Required task →
Show all lines from the listing below that contain "Tailwind".

Material to process →
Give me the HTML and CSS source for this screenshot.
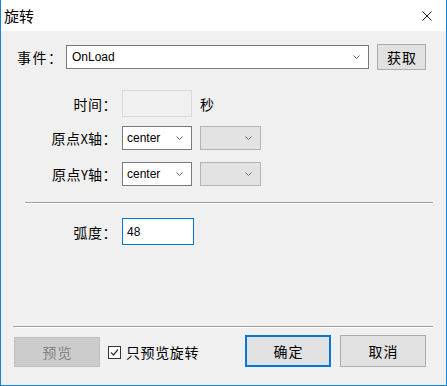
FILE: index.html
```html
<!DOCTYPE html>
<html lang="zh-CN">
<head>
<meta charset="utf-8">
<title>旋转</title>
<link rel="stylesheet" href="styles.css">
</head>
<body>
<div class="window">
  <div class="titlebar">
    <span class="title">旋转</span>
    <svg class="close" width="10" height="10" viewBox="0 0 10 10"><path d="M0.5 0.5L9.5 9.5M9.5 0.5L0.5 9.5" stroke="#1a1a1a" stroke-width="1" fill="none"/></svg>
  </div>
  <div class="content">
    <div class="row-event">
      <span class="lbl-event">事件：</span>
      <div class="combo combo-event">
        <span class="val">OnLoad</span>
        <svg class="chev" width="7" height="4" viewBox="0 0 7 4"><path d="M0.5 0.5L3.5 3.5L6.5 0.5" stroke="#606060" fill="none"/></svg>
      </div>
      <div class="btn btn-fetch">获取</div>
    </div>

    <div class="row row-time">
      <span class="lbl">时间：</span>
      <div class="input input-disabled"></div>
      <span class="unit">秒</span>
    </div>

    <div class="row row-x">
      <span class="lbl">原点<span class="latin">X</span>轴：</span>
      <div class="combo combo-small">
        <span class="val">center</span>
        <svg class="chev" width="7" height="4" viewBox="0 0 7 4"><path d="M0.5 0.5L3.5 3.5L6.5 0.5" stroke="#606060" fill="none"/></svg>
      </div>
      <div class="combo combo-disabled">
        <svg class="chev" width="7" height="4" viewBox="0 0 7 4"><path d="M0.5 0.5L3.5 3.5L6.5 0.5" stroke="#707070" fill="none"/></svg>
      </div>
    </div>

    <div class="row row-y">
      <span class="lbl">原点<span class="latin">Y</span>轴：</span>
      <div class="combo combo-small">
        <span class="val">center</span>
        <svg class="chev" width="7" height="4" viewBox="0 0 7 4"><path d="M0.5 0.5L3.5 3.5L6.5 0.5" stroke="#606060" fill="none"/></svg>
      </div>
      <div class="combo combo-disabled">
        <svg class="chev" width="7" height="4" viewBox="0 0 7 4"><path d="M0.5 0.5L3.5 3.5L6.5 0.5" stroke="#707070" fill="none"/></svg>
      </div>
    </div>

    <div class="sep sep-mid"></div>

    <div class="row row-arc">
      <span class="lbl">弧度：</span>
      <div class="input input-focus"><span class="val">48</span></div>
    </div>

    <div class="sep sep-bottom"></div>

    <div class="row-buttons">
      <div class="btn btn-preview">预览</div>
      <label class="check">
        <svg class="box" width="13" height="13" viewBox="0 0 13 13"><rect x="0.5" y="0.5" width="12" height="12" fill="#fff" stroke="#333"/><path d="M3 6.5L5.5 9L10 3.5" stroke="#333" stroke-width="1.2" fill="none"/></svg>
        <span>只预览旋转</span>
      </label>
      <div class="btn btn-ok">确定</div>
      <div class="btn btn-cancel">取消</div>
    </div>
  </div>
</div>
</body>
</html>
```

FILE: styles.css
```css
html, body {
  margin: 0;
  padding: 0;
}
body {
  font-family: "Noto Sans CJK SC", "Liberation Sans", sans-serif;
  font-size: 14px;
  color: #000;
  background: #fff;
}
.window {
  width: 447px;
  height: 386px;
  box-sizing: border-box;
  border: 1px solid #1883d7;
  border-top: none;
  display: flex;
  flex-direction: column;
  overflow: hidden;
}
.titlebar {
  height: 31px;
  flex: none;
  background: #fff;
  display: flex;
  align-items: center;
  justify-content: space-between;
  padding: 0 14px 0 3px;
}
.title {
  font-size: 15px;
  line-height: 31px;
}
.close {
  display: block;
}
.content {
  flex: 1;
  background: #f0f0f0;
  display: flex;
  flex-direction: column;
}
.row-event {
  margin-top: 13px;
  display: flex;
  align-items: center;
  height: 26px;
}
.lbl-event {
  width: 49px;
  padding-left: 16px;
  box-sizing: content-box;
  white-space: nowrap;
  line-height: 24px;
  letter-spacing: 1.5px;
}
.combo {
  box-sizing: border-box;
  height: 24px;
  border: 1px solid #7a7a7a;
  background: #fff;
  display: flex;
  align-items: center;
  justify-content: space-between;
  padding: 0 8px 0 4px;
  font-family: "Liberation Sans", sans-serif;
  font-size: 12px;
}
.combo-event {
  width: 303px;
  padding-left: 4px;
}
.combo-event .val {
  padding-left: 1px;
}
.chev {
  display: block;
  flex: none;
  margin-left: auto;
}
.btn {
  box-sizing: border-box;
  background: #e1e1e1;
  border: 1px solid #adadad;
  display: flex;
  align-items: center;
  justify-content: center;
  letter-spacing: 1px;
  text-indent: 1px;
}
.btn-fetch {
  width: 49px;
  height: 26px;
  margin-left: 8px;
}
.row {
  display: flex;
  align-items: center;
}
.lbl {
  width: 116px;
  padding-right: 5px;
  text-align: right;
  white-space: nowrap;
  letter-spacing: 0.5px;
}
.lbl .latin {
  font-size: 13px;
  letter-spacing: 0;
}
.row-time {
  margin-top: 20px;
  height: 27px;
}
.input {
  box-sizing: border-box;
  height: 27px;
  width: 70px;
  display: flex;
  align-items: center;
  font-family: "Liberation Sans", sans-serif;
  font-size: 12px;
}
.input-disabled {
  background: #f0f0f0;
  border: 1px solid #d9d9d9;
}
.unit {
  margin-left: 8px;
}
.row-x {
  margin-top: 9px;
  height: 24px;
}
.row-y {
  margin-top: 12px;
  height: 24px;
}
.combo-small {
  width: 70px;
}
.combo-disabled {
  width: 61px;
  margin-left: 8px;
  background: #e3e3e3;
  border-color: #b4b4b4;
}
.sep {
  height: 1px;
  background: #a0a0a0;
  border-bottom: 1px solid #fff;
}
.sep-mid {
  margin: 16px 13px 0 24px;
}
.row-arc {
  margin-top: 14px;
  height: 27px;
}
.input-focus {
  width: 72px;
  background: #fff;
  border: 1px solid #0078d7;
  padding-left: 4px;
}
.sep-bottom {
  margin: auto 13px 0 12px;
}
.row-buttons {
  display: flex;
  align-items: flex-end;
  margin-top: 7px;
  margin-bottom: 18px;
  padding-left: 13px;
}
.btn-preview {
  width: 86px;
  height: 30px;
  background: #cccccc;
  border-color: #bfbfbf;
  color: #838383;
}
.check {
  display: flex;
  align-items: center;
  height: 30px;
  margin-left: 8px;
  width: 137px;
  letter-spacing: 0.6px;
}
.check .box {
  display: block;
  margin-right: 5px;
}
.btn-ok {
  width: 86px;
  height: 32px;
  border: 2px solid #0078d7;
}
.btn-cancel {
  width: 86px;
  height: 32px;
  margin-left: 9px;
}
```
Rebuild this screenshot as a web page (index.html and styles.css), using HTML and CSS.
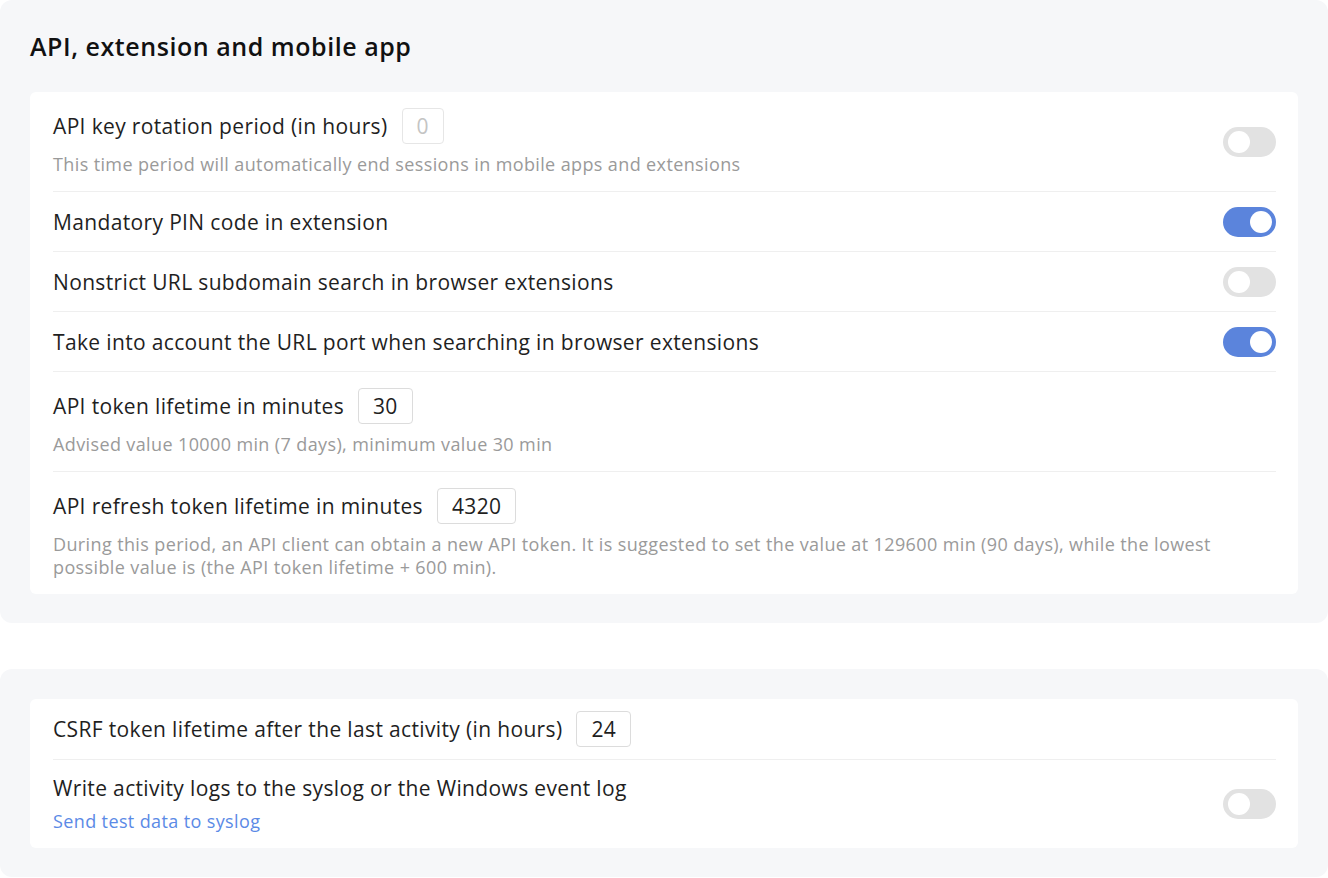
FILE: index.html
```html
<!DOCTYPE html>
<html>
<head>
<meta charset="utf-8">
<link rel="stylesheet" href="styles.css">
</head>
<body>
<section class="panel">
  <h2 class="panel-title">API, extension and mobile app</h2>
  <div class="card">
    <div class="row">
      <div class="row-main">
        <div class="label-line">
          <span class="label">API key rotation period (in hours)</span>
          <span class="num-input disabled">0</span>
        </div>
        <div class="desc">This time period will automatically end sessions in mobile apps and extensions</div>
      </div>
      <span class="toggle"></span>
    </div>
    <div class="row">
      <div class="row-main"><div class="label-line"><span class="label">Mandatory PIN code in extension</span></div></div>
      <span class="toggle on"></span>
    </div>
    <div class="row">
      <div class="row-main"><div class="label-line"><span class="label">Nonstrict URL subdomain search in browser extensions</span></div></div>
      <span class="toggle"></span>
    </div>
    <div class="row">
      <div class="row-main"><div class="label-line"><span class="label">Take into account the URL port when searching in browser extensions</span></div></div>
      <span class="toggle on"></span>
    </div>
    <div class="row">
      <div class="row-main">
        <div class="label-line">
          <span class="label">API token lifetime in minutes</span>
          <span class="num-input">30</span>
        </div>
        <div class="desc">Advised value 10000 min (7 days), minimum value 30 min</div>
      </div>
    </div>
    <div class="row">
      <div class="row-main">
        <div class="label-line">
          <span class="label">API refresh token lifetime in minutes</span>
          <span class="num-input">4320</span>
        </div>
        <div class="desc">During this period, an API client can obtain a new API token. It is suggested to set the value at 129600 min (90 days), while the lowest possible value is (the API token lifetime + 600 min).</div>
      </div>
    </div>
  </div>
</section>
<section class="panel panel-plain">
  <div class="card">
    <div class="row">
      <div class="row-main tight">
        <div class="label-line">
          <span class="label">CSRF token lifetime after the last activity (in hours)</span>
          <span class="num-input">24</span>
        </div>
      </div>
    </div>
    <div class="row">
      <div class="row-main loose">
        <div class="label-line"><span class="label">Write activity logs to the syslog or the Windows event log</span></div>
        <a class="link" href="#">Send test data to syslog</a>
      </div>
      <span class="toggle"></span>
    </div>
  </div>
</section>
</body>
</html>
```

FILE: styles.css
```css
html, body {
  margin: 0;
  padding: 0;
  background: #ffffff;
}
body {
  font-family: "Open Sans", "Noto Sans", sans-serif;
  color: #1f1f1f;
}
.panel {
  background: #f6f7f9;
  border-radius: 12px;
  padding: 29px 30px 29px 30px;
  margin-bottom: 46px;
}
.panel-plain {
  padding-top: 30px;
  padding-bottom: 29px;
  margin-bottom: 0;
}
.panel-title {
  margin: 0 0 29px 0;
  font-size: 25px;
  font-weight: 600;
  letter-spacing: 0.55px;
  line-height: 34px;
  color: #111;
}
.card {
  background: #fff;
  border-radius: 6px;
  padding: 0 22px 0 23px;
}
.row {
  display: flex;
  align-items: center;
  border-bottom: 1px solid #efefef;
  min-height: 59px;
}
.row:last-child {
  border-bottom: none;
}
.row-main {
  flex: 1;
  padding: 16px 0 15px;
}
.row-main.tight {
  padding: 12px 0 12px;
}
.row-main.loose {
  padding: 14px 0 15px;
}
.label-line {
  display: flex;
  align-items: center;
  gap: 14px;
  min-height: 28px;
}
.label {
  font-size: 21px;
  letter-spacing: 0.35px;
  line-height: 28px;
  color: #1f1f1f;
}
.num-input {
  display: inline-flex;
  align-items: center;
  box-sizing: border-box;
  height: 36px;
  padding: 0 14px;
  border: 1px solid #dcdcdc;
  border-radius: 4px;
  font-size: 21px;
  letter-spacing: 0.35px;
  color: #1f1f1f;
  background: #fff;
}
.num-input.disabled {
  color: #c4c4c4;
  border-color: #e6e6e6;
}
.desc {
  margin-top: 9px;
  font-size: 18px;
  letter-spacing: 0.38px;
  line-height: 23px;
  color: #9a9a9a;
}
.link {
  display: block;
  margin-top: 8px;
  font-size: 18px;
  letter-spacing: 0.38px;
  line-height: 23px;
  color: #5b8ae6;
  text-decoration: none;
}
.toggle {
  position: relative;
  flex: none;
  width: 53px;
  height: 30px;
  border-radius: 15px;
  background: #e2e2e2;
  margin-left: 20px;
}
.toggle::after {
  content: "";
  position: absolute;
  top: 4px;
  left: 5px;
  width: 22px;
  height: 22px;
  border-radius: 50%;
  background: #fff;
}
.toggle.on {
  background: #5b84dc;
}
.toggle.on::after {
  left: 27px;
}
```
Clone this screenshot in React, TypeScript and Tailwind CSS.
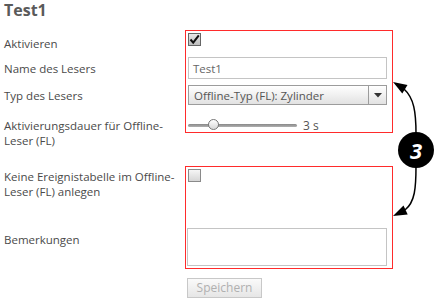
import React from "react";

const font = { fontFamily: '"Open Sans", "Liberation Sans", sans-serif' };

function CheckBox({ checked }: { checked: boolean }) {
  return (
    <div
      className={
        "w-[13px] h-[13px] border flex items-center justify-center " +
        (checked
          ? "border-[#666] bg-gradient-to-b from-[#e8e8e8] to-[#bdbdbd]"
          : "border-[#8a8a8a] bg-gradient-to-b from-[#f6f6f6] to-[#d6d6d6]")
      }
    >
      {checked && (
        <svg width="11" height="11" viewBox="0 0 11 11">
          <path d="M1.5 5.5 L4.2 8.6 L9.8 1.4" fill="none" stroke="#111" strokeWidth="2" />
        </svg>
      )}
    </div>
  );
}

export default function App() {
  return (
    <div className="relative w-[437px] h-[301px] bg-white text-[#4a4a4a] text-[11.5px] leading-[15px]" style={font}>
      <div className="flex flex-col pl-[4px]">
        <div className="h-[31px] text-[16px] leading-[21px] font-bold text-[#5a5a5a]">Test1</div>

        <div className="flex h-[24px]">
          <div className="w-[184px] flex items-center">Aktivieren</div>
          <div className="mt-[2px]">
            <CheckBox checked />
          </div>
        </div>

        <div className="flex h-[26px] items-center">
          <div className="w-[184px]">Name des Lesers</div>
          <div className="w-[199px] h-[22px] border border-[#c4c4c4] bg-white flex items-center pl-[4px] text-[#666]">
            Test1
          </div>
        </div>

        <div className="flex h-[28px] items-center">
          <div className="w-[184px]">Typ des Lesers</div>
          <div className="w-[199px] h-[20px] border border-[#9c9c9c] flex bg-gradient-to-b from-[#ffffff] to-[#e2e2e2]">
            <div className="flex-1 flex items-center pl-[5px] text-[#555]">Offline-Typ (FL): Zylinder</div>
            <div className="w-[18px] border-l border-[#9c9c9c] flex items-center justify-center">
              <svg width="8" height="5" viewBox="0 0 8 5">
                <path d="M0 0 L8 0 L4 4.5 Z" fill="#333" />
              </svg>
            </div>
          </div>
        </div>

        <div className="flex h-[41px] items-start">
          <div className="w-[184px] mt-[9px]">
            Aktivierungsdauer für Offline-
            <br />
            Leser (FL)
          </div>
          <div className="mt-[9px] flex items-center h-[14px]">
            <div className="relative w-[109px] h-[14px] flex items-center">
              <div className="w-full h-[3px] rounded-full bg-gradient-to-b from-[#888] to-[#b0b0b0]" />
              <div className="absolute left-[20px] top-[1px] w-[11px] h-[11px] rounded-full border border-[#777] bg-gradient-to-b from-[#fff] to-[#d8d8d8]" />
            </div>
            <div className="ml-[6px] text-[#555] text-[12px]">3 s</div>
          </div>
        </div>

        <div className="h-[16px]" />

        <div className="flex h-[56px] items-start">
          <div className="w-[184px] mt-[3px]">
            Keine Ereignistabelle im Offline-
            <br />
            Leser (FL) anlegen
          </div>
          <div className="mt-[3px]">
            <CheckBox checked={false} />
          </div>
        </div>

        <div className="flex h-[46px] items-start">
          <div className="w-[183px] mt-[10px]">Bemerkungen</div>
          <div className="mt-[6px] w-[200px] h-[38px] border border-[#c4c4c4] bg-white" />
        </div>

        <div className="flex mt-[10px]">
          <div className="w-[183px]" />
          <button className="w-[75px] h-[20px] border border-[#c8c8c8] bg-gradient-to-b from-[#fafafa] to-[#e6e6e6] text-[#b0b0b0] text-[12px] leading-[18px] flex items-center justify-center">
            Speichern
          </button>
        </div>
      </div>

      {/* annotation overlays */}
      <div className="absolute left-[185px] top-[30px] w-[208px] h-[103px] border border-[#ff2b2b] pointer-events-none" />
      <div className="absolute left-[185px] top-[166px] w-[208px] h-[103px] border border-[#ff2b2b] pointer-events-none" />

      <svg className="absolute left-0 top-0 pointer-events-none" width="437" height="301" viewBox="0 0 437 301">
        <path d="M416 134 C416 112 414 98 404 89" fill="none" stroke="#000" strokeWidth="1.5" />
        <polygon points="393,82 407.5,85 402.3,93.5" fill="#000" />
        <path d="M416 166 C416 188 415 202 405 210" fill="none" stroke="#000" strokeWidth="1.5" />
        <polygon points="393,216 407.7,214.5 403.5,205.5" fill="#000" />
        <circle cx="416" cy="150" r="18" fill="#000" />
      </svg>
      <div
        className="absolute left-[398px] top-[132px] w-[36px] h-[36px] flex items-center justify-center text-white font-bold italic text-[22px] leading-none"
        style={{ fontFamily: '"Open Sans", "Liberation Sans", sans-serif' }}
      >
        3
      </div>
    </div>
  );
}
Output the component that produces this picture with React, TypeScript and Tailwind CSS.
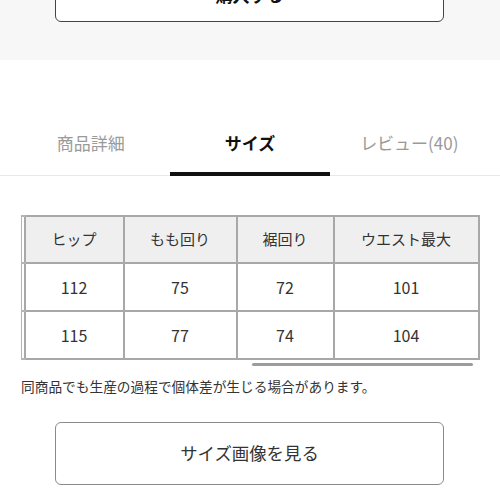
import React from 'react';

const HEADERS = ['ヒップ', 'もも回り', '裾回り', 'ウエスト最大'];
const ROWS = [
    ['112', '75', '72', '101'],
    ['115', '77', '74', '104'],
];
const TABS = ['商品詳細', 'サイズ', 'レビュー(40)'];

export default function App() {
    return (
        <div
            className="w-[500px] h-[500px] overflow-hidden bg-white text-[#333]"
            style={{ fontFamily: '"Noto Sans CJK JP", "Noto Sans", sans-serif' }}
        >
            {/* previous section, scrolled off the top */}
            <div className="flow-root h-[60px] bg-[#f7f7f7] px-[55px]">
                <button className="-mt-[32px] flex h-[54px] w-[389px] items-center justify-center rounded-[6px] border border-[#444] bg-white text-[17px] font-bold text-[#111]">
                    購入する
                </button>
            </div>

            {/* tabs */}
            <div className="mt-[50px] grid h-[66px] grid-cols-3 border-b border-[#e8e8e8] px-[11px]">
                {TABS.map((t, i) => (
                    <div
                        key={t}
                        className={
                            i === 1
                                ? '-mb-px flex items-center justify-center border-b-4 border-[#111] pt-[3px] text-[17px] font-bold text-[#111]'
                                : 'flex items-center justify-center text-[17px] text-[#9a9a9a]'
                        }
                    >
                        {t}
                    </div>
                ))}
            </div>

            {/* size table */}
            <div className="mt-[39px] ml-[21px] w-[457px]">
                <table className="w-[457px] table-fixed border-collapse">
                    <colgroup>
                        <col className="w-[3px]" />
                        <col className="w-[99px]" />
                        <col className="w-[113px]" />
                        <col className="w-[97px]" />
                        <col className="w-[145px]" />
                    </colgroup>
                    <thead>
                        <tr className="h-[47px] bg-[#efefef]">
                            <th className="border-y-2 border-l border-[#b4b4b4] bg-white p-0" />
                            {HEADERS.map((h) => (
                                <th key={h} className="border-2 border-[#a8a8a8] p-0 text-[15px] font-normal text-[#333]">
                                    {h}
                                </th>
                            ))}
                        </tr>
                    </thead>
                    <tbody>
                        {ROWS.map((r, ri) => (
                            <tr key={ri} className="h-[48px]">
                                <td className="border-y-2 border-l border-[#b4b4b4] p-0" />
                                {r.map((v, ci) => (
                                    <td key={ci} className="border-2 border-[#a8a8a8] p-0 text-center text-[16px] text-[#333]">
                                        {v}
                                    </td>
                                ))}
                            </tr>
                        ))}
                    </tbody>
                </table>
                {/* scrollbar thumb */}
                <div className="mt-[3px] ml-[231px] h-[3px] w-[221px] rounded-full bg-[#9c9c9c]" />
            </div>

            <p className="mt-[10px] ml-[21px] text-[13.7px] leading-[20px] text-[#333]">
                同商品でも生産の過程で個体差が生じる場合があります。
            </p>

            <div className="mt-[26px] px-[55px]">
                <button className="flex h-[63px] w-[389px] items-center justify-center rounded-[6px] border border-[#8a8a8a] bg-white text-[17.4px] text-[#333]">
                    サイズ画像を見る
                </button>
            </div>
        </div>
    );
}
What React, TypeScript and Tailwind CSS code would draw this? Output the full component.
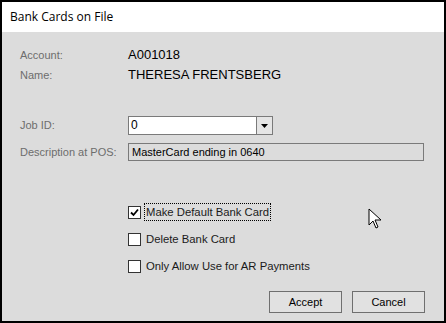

Solution to this exercise →
Clone this screenshot in React, TypeScript and Tailwind CSS.
Output the component that produces this picture with React, TypeScript and Tailwind CSS.
What React, TypeScript and Tailwind CSS code would draw this? Output the full component.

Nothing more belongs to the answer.